Peserta rapat memberikan berbagai masukan, termasuk pentingnya menilai dampak izin pemanfaatan hutan produksi di bawah 5 hektare, potensi konflik dengan proyek strategis nasional, dan perlunya pemantauan kegiatan rehabilitasi serta konservasi hutan.
Disepakati pula pentingnya rapat lintas bidang secara rutin guna mempercepat penyelesaian isu teknis dan koordinasi dengan kementerian pusat.
Tim Monitoring dan Evaluasi (Monev) menjelaskan pengembangan portal OCM (Online Collaboration Management) untuk pengumpulan data secara real-time oleh seluruh bidang dan penerima manfaat. Penggunaan drone oleh Kesatuan Pengelolaan Hutan (KPH) juga diusulkan guna meningkatkan akurasi pemantauan area rehabilitasi. Semua data akan disimpan minimal selama tujuh tahun sesuai ketentuan perjanjian kerja sama dengan World Bank.

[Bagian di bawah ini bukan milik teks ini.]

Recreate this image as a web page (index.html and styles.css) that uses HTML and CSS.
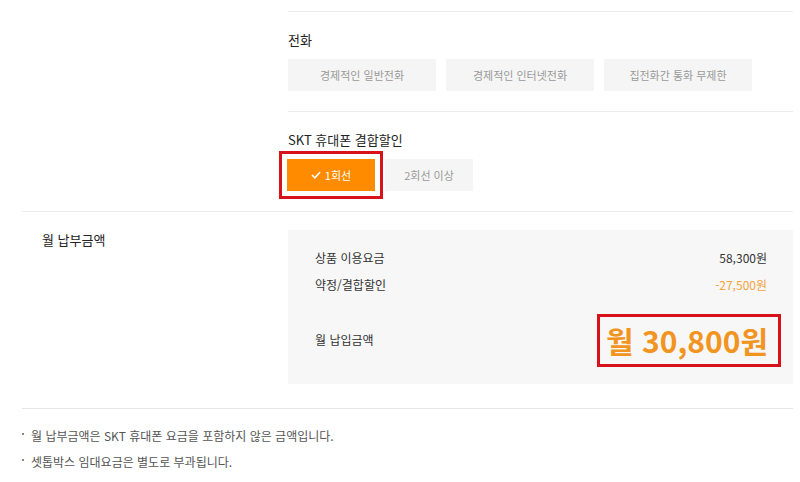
FILE: index.html
```html
<!DOCTYPE html>
<html lang="ko">

<head>
    <meta charset="UTF-8" />
    <meta name="viewport" content="width=device-width, initial-scale=1.0" />
    <title>월 납부금액</title>
    <link rel="stylesheet" href="styles.css">
</head>

<body>
    <div class="page">
        <div class="options">
            <div class="option-group">
                <p class="option-title">전화</p>
                <div class="option-list">
                    <button class="option-btn wide">경제적인 일반전화</button>
                    <button class="option-btn wide">경제적인 인터넷전화</button>
                    <button class="option-btn wide">집전화간 통화 무제한</button>
                </div>
            </div>
            <div class="option-group">
                <p class="option-title">SKT 휴대폰 결합할인</p>
                <div class="option-list">
                    <button class="option-btn is-selected marked">
                        <svg class="check" width="10" height="8" viewBox="0 0 10 8">
                            <polyline points="1,4 3.8,6.8 9,1.2" fill="none" stroke="#fff" stroke-width="1.6" />
                        </svg>
                        1회선
                    </button>
                    <button class="option-btn">2회선 이상</button>
                </div>
            </div>
        </div>

        <div class="summary">
            <p class="summary-title">월 납부금액</p>
            <div class="summary-box">
                <div class="summary-row">
                    <span>상품 이용요금</span>
                    <span>58,300원</span>
                </div>
                <div class="summary-row">
                    <span>약정/결합할인</span>
                    <span class="discount">-27,500원</span>
                </div>
                <div class="summary-row total">
                    <span>월 납입금액</span>
                    <span class="total-price marked-box">월 30,800원</span>
                </div>
            </div>
        </div>

        <ul class="notes">
            <li>월 납부금액은 SKT 휴대폰 요금을 포함하지 않은 금액입니다.</li>
            <li>셋톱박스 임대요금은 별도로 부과됩니다.</li>
        </ul>
    </div>
</body>

</html>
```

FILE: styles.css
```css
body {
    font-family: "Noto Sans CJK KR", "Noto Sans", sans-serif;
    background-color: #fff;
    color: #222;
    margin: 0;
    padding: 0;
}

.page {
    padding-top: 11px;
    width: 793px;
}

p {
    margin: 0;
}

/* option groups */
.options {
    margin-left: 288px;
}

.option-group {
    border-top: 1px solid #ececec;
    padding: 18px 0 20px;
}

.option-title {
    font-size: 13px;
    line-height: 20px;
    margin-bottom: 9px;
}

.option-list {
    display: flex;
    gap: 10px;
}

.option-btn {
    display: flex;
    align-items: center;
    justify-content: center;
    gap: 4px;
    width: 88px;
    height: 32px;
    padding: 0;
    border: none;
    background-color: #f5f5f5;
    color: #999;
    font-family: inherit;
    font-size: 11px;
    cursor: pointer;
}

.option-btn.wide {
    width: 148px;
}

.option-btn.is-selected {
    background-color: #ff8c00;
    color: #fff;
    margin-left: -1px;
}

/* red marker outlines */
.marked {
    outline: 3px solid #d8121b;
    outline-offset: 5px;
}

/* summary */
.summary {
    display: flex;
    margin-left: 22px;
    border-top: 1px solid #ececec;
    border-bottom: 1px solid #e6e6e6;
    padding: 18px 0 24px;
}

.summary-title {
    width: 246px;
    padding-left: 20px;
    font-size: 13px;
    line-height: 20px;
}

.summary-box {
    flex: 1;
    background-color: #f7f7f7;
    padding: 19px 26px 24px 27px;
}

.summary-row {
    display: flex;
    justify-content: space-between;
    align-items: center;
    font-size: 12px;
    line-height: 18px;
    color: #333;
}

.summary-row + .summary-row {
    margin-top: 9px;
}

.summary-row.total {
    margin-top: 26px;
    height: 40px;
}

.discount {
    color: #f5a23c;
}

.total-price {
    font-size: 30px;
    font-weight: bold;
    color: #f29420;
    line-height: 36px;
}

.marked-box {
    border: 3px solid #d8121b;
    padding: 5px 10px 6px 6px;
    margin-right: -14px;
}

/* notes */
.notes {
    list-style: none;
    margin: 0;
    padding: 14px 0 0 22px;
}

.notes li {
    font-size: 12px;
    line-height: 26px;
    color: #555;
}

.notes li::before {
    content: "";
    display: inline-block;
    width: 2px;
    height: 2px;
    background-color: #888;
    vertical-align: 6px;
    margin-right: 7px;
}
```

Rapat juga membahas mekanisme pemberian insentif bagi pemilik sawit dalam skema perhutanan sosial. KPH diimbau melakukan pembinaan ketat agar tidak ada pelanggaran penggunaan lahan setelah SK PS diterbitkan.
Isu “jangka benah” sawit menjadi perhatian khusus karena memerlukan solusi lapangan yang realistis dan berkeadilan.
Selain penurunan emisi, Jambi juga menekankan manfaat non-karbon (NCB) seperti peningkatan mata pencaharian lokal, tata kelola hutan yang transparan, dan konservasi keanekaragaman hayati. Data pendukung NCB akan dikumpulkan oleh tim Monev dengan dukungan citra spasial dan laporan lapangan untuk memastikan akurasi klaim capaian.
Rapat koordinasi dua hari ini menghasilkan berbagai kesepakatan penting, mulai dari konsistensi data hingga sinkronisasi dokumen ERMR, BSP, dan safeguard. Dengan sinergi lintas sektor dan dukungan seluruh pemangku kepentingan, Provinsi Jambi menegaskan komitmennya menjadi contoh pelaksanaan program penurunan emisi berbasis hasil di Indonesia.
Langkah-langkah yang telah disepakati diharapkan menjadi fondasi kuat bagi keberlanjutan program BIOCF dan mempercepat tercapainya target low carbon development di Tanah Sepucuk Jambi Sembilan Lurah.